Conference Report, GIIN Investor Forum: Impact investing reaching a tipping point?

Event in Amsterdam presents compelling evidence for sector growth

Impact investing is on the rise says the Global Impact Investing Network (GIIN) as the nonprofit organisation’s new survey finds the assets under management of committed impact investors grew from $25.4bn in 2013 to $35.5bn in 2015.

Amit Bouri, co-founder and CEO of the GIIN, says its Impact Investing Trends Report provides “compelling evidence of a growing impact investing industry”.

He was speaking to Responsible Investor at the GIIN Investor Forum in Amsterdam where a sense of momentum behind the burgeoning impact investing industry was clear. But there were also frustrations.

David Blood, co-founder of sustainability-focused Generation Investment Management and a former CEO at Global Sachs Asset Management, said while a lot of progress had been made, it was too slow.

“We have to convince a lot of investors to take this more seriously. We need sovereign wealth funds and pension funds. It is changing but it is slow – we have to move the conversation from political to the long-term economic case,” he said.

He noted that only ten representatives from the 20 largest asset managers in the world were at the GIIN Investor Forum – and among this group America was underrepresented.

Blood also said ‘bad habits of finance’ shouldn’t be imported to impact investing.
He gave ‘exits’ as an example, saying “maybe we shouldn’t have exits in the same way as traditional finance”.

This was a recurrent theme at the event. Lisa Hall, the former President and CEO of the Calvert Foundation who is now managing director of impact investing at Anthos Asset Management, said the industry would face “deep vulnerability” if it didn’t manage exits effectively.

“I would hate to see people coming to the conclusion impact investing doesn’t work because markets can’t absorb exits,” she said. Anthos is part of the family office of the Brenninkmeijer family behind the C&A clothing chain.

Hall suggested that her fellow audience figure out ways to create “liquidity events” to not just rely on exits.

Another repeated theme to emerge from the GIIN Investor Forum was a focus on market demand. Jennifer Pryce, who took over from Hall at the Calvert Foundation, encouraged impact investors to “solve for market demand, not investor preference”.

She also said that debt investors were “a little left out” of the conversation in the impact investing world.“It’s not as sexy as private equity or social entrepreneurship but through our notes we have broad access to capital markets.” The Calvert Foundation issues ‘notes’ or bonds that can be purchased for as high as $10m or as low as a 20 dollar note.

Elsewhere, reflecting Blood’s comments on ‘bad habits’ of mainstream finance, the chair of Triodos Investment Management, Marilou van Golstein Brouwers, said the finance industry’s “one dimensional focus on lowest costs” could become a barrier to impact investing.
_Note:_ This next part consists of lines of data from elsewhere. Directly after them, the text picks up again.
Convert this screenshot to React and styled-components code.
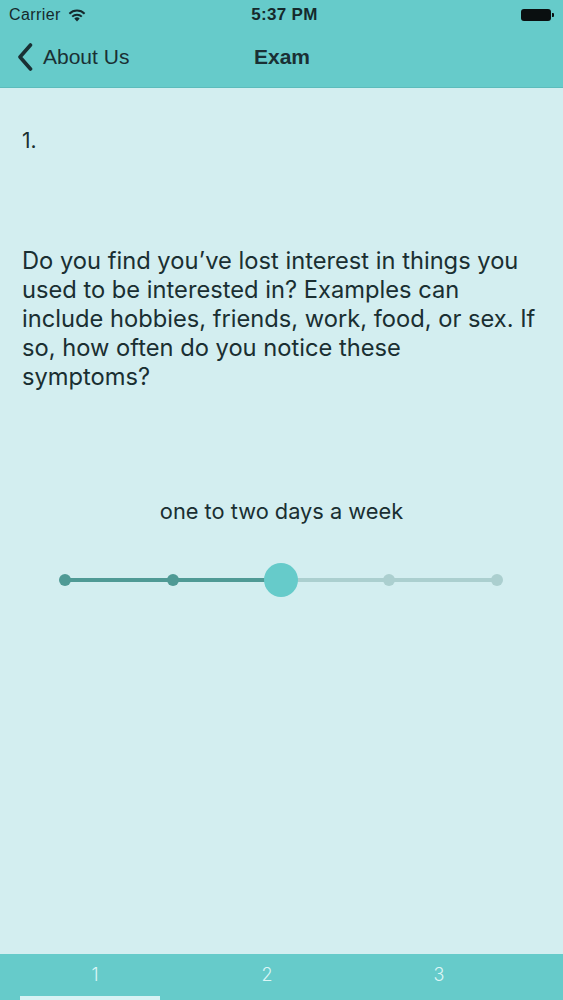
import React from "react";
import styled, { createGlobalStyle } from "styled-components";

const Global = createGlobalStyle`
  html, body { margin: 0; padding: 0; }
  body { background: #d3eef0; }
  #root { height: 1000px; }
`;

const Screen = styled.div`
  height: 1000px;
  display: flex;
  flex-direction: column;
  background: #d3eef0;
  overflow: hidden;
`;

const Header = styled.div`
  background: #66cbca;
  display: flex;
  flex-direction: column;
`;

const StatusBar = styled.div`
  height: 30px;
  display: grid;
  grid-template-columns: 1fr auto 1fr;
  align-items: center;
  padding: 0 9px 0 9px;
  color: #15292c;
  font-family: "Liberation Sans", Arial, sans-serif;
`;

const Carrier = styled.div`
  display: flex;
  align-items: center;
  gap: 7px;
  font-size: 16px;
  letter-spacing: 0.4px;
`;

const Time = styled.div`
  font-size: 17px;
  font-weight: 700;
  letter-spacing: 0.3px;
  margin-left: 6px;
`;

const BatteryWrap = styled.div`
  justify-self: end;
  display: flex;
  align-items: center;
  gap: 1px;
`;

const BatteryBody = styled.div`
  width: 30px;
  height: 12px;
  border-radius: 3px;
  background: #0a0f10;
`;

const BatteryTip = styled.div`
  width: 2px;
  height: 4px;
  border-radius: 0 1px 1px 0;
  background: #0a0f10;
`;

const NavBar = styled.div`
  height: 58px;
  box-sizing: border-box;
  padding: 0 16px 4px 17px;
  display: grid;
  grid-template-columns: 1fr auto 1fr;
  align-items: center;
  font-family: "Liberation Sans", Arial, sans-serif;
  color: #1a3034;
  border-bottom: 1px solid #5cbcbc;
`;

const Back = styled.div`
  display: flex;
  align-items: center;
  gap: 10px;
  font-size: 21px;
`;

const Title = styled.div`
  font-size: 21px;
  font-weight: 700;
`;

const Content = styled.div`
  flex: 1;
  display: flex;
  flex-direction: column;
  padding: 0 20px 0 22px;
  font-family: Inter, "Noto Sans", sans-serif;
  color: #1a2f32;
`;

const Number = styled.div`
  margin-top: 38px;
  font-size: 21px;
  line-height: 29px;
`;

const Question = styled.div`
  margin-top: 91px;
  font-size: 23.7px;
  line-height: 29px;
`;

const Answer = styled.div`
  margin-top: 106px;
  margin-right: 2px;
  text-align: center;
  font-size: 21.8px;
  line-height: 29px;
`;

const SliderArea = styled.div`
  margin: 36px -20px 0 -22px;
  height: 36px;
`;

const TabBar = styled.div`
  height: 46px;
  background: #66cbca;
  display: flex;
  padding-left: 9px;
  font-family: Inter, "Noto Sans", sans-serif;
`;

const Tab = styled.div`
  width: 172px;
  flex-shrink: 0;
  display: flex;
  flex-direction: column;
  align-items: center;
  color: #dcf6f6;
  font-size: 18px;
  font-weight: 300;
`;

const TabLabel = styled.div`
  flex: 1;
  display: flex;
  align-items: center;
  padding-bottom: 2px;
`;

const Indicator = styled.div`
  align-self: flex-start;
  margin-left: 11px;
  width: 140px;
  height: 4px;
  background: ${(p) => (p.$on ? "#d6f3f4" : "transparent")};
`;

const Wifi = () => (
  <svg width="18" height="13" viewBox="0 0 18 13">
    <path d="M9 12.5 L6.3 9.6 A3.8 3.8 0 0 1 11.7 9.6 Z" fill="#15292c" />
    <path d="M4.2 7.6 A6.9 6.9 0 0 1 13.8 7.6" stroke="#15292c" strokeWidth="2" fill="none" />
    <path d="M1.4 4.7 A10.9 10.9 0 0 1 16.6 4.7" stroke="#15292c" strokeWidth="2" fill="none" />
  </svg>
);

const Chevron = () => (
  <svg width="16" height="28" viewBox="0 0 16 28">
    <path d="M13.5 2 L3 14 L13.5 26" stroke="#1a3034" strokeWidth="3.6" fill="none" strokeLinecap="round" strokeLinejoin="round" />
  </svg>
);

const stops = [65, 173, 281, 389, 497];
const value = 2;

const Slider = () => (
  <svg width="563" height="36" viewBox="0 0 563 36">
    <line x1={stops[value]} y1="18" x2={stops[4]} y2="18" stroke="#abcfcf" strokeWidth="4" />
    <line x1={stops[0]} y1="18" x2={stops[value]} y2="18" stroke="#4f9a95" strokeWidth="4" />
    {stops.map((x, i) =>
      i === value ? null : (
        <circle key={x} cx={x} cy="18" r="6" fill={i < value ? "#4f9a95" : "#abcfcf"} />
      )
    )}
    <circle cx={stops[value]} cy="18" r="17" fill="#66cbca" />
  </svg>
);

const questionLines = [
  "Do you find you’ve lost interest in things you",
  "used to be interested in? Examples can",
  "include hobbies, friends, work, food, or sex. If",
  "so, how often do you notice these",
  "symptoms?",
];

export default function App() {
  return (
    <Screen>
      <Global />
      <Header>
        <StatusBar>
          <Carrier>
            Carrier <Wifi />
          </Carrier>
          <Time>5:37 PM</Time>
          <BatteryWrap>
            <BatteryBody />
            <BatteryTip />
          </BatteryWrap>
        </StatusBar>
        <NavBar>
          <Back>
            <Chevron />
            About Us
          </Back>
          <Title>Exam</Title>
          <div />
        </NavBar>
      </Header>
      <Content>
        <Number>1.</Number>
        <Question>
          {questionLines.map((l, i) => (
            <React.Fragment key={i}>
              {l}
              {i < questionLines.length - 1 && <br />}
            </React.Fragment>
          ))}
        </Question>
        <Answer>one to two days a week</Answer>
        <SliderArea>
          <Slider />
        </SliderArea>
      </Content>
      <TabBar>
        {["1", "2", "3"].map((t, i) => (
          <Tab key={t}>
            <TabLabel>{t}</TabLabel>
            <Indicator $on={i === 0} />
          </Tab>
        ))}
      </TabBar>
    </Screen>
  );
}
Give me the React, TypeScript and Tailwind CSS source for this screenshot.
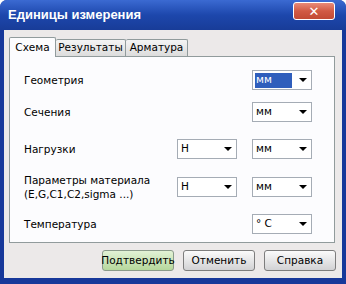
import React from "react";

const font = { fontFamily: '"DejaVu Sans", "Liberation Sans", sans-serif' };

function Select({ value, highlighted = false }: { value: string; highlighted?: boolean }) {
  return (
    <div className="flex h-[20px] w-[60px] items-center border border-[#a5acb5] bg-white pl-[2px] pr-[4px]">
      <div
        className={
          highlighted
            ? "flex h-[15px] w-[37px] items-center bg-[#2f5ebc] pl-[1px] text-[10.5px] text-white"
            : "flex h-[15px] w-[37px] items-center pl-[1px] text-[10.5px] text-black"
        }
      >
        {value}
      </div>
      <div className="ml-auto h-0 w-0 border-x-[4px] border-t-[4px] border-x-transparent border-t-black" />
    </div>
  );
}

function Row({
  label,
  first,
  second,
  highlighted,
  className,
}: {
  label: React.ReactNode;
  first?: string;
  second: string;
  highlighted?: boolean;
  className: string;
}) {
  return (
    <div className={`flex items-center ${className}`}>
      <div className="flex-1 text-[10.5px] leading-[14px] text-black">{label}</div>
      <div className="w-[60px]">{first && <Select value={first} />}</div>
      <div className="ml-[15px]">
        <Select value={second} highlighted={highlighted} />
      </div>
    </div>
  );
}

function Button({ children, primary = false }: { children: React.ReactNode; primary?: boolean }) {
  return (
    <button
      className={
        primary
          ? "flex h-[21px] w-[72px] items-center justify-center rounded-[3px] border border-[#8a9a8a] bg-gradient-to-b from-[#e2f2d6] to-[#b6d89c] text-[10.5px] text-black"
          : "flex h-[21px] w-[72px] items-center justify-center rounded-[3px] border border-[#7d7d7d] bg-gradient-to-b from-[#fbfbfb] to-[#d2d2d4] text-[10.5px] text-black"
      }
    >
      {children}
    </button>
  );
}

export default function App() {
  return (
    <div style={font} className="flex h-[284px] w-[346px] flex-col overflow-hidden rounded-t-[7px] bg-[#17389a]">
      {/* Title bar */}
      <div className="flex h-[30px] items-center bg-gradient-to-b from-[#3b6ad2] via-[#1d47ac] to-[#183c98] pl-[8px] pr-[11px]">
        <span className="font-['Liberation_Sans',sans-serif] text-[13px] font-bold text-white">Единицы измерения</span>
        <button className="ml-auto mb-[8px] flex h-[18px] w-[42px] items-center justify-center rounded-[3px] border border-white bg-gradient-to-b from-[#e88a78] via-[#d15a44] to-[#c24a34] text-[13px] font-bold leading-none text-white">
          ✕
        </button>
      </div>

      {/* Body */}
      <div className="mx-[4px] mb-[6px] flex flex-1 flex-col bg-[#ece9e9] px-[5px] pt-[7px]">
        {/* Tabs */}
        <div className="flex h-[19px] items-end">
          <div className="relative z-10 -mb-[1px] flex h-[20px] w-[47px] items-center justify-center rounded-t-[2px] border border-b-0 border-[#919b9c] bg-[#fcfcfe] text-[10.5px] text-black">
            Схема
          </div>
          <div className="flex h-[17px] w-[70px] items-center justify-center rounded-t-[2px] border border-b-0 border-l-0 border-[#919b9c] bg-gradient-to-b from-[#f4f4f4] to-[#dcdcdc] text-[10.5px] text-black">
            Результаты
          </div>
          <div className="flex h-[17px] w-[62px] items-center justify-center rounded-t-[2px] border border-b-0 border-l-0 border-[#919b9c] bg-gradient-to-b from-[#f4f4f4] to-[#dcdcdc] text-[10.5px] text-black">
            Арматура
          </div>
        </div>

        {/* Panel */}
        <div className="h-[187px] w-[326px] border border-[#919b9c] bg-[#fcfcfe] pl-[14px] pr-[22px] pt-[13px]">
          <Row label="Геометрия" second="мм" highlighted className="h-[20px]" />
          <Row label="Сечения" second="мм" className="mt-[12px] h-[20px]" />
          <Row label="Нагрузки" first="Н" second="мм" className="mt-[17px] h-[20px]" />
          <Row
            label={
              <>
                Параметры материала
                <br />
                (E,G,C1,C2,sigma ...)
              </>
            }
            first="Н"
            second="мм"
            className="mt-[18px] h-[20px]"
          />
          <Row label="Температура" second="° С" className="mt-[17px] h-[20px]" />
        </div>

        {/* Buttons */}
        <div className="mt-[7px] flex justify-end gap-[9px] pr-[1px]">
          <Button primary>Подтвердить</Button>
          <Button>Отменить</Button>
          <Button>Справка</Button>
        </div>
      </div>
    </div>
  );
}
But, while there was much discussion on the challenges of the nascent industry, the GIIN Investor Forum also displayed signs of steady momentum behind impact investing.

Toniic, ‘a global action community for impact investors’ including high net worth individuals, foundations and family offices, talked about its members’ commitment to move their investment portfolios to ‘100% impact’. The total commitment represents nearly $4bn and report T100 found on average the portfolios are 64% deployed with impact, and 33% have already reached 90% or greater impact.

The Dutch government and Dutch central bank DNB presented at the GIIN Investor Forum, as did the United Nations. There was a sense that the UN Sustainable Development Goals could be a shared framework for engaging in impact investing.

Attendees stressed that the involvement of governments and public bodies to catalyse impact investing was essential, for example through de-risking tools or improved policy.

And there was some good input from pension fund leaders, notably Australia’s Christian Super, an active participant in impact investment accounting for 10% of its portfolio.

Tim Macready, Chief Investment Officer at Christian Super said he hoped the drive, pushed by its members, would help break perceptions that institutional investors can’t do impact investing and meet their fiduciary duty.

He continued: “Twenty years ago pension funds had no infrastructure. Now funds allocated 4-6%.”

Sharing this sentiment was Nick O’Donohoe, Senior Advisor at the Gates Foundation and founding CEO of Big Society Capital, who chaired the conference. O’Donohoe said: “We are at a tipping point and having a moment. We’ve this in the venture capital movement and the private equity movement, in the hedge fund movement, when investment movement gets momentum we have today. It doesn’t stop it carries on.”